Cambodge — Dans les Filets des Esclavagistes thaïlandais

84
0

02.02.2009

Rêvant à une vie meilleure, des Cambodgiens, dupés par des passeurs, se retrouvent asservis sur des bateaux de pêche. Leur calvaire commence enfin à susciter des réactions.

Logo de la DSI
Logo de la DSI
« Ils ont tué un membre de l’équipage pour une peccadille, raconte Thung Yeap. Il voulait juste rentrer chez lui. Il n’arrêtait pas de le demander. Alors le capitaine a fini par l’abattre. » Thung Yeap est l’un des heureux rescapés d’un voyage qui commence dans les villages les plus pauvres du Cambodge et finit parfois au fond de la mer de Chine. Selon les forces de l’ordre locales et des organisations internationales, ils seraient des centaines dans le cas de Thung Yeap, en majorité des paysans cambodgiens, à avoir été victimes ces dernières années de trafiquants qui les livrent à des propriétaires de bateaux de pêche thaïlandais sur lesquels ils travaillent gratuitement et souvent sous la menace d’une arme.

Infligés loin des côtes, les mauvais traitements passent inaperçus. La juridiction dont ils pourraient relever est incertaine. Les victimes elles-mêmes hésitent généralement à chercher de l’aide, craignant d’être poursuivies pour immigration clandestine. Ce n’est qu’en 2008 que la Thaïlande et le Cambodge ont inclus explicitement les hommes dans les lois sur le trafic d’êtres humains adoptées initialement pour protéger les femmes et les enfants vendus à des fins de prostitution ou de travail forcé. Les bateaux thaïlandais étant amenés à sillonner les eaux malaisiennes, le Cambodge et la Malaisie ont également signé un protocole d’accord pour réprimer ce genre de pratique.

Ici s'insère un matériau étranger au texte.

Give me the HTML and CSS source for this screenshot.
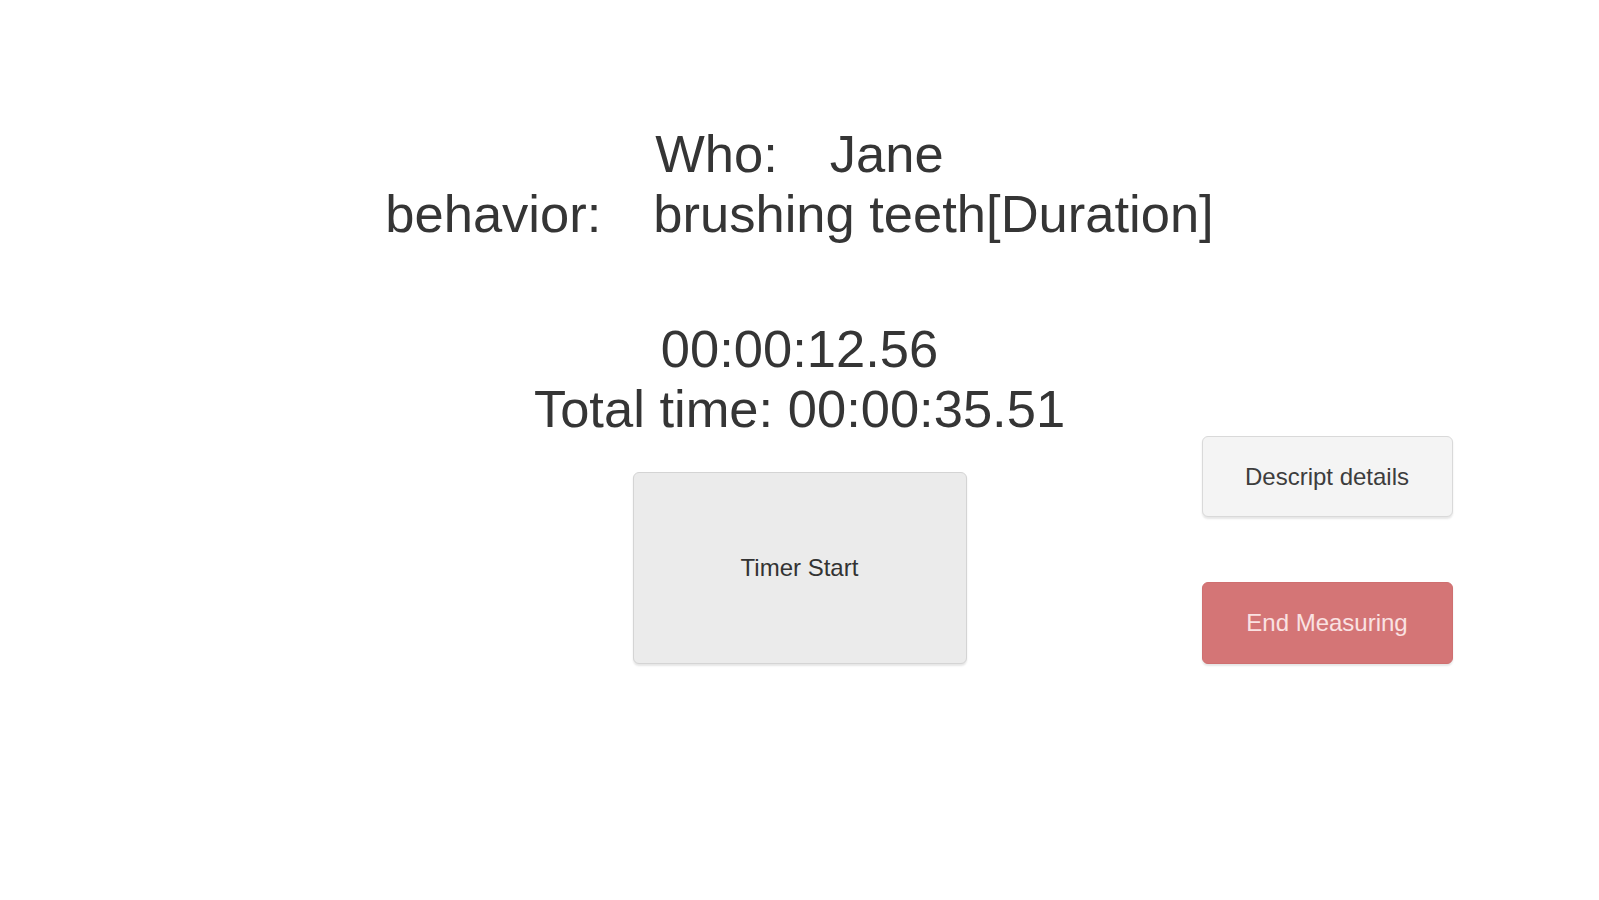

Thung Yeap est de retour depuis un mois dans son village de Popok, dans la province de Kampong Thom, après avoir réussi à s’échapper de son chalutier au cours d’une escale à Sarawak, dans la partie malaisienne de l’île de Bornéo. Les autorités malaisiennes l’ont placé en détention pour entrée irrégulière sur leur territoire avant de le renvoyer chez lui. Kampong Thom est l’une des provinces les plus pauvres du Cambodge. « Ici, les gens vivent au jour le jour », explique Prak Phanna, à la tête d’Anlong Kranh, un village voisin. « On gagnait un peu d’argent en coupant et en brûlant des arbres pour produire du charbon, mais, dernièrement, le gouvernement a interdit cette activité et nous n’avons plus rien. Je dirais que la plupart des gens du coin ne gagnent pas plus de 20 à 30 dollars par mois. Aussi, quand les jeunes ne parviennent pas à joindre les deux bouts, ils s’en vont en Thaïlande. »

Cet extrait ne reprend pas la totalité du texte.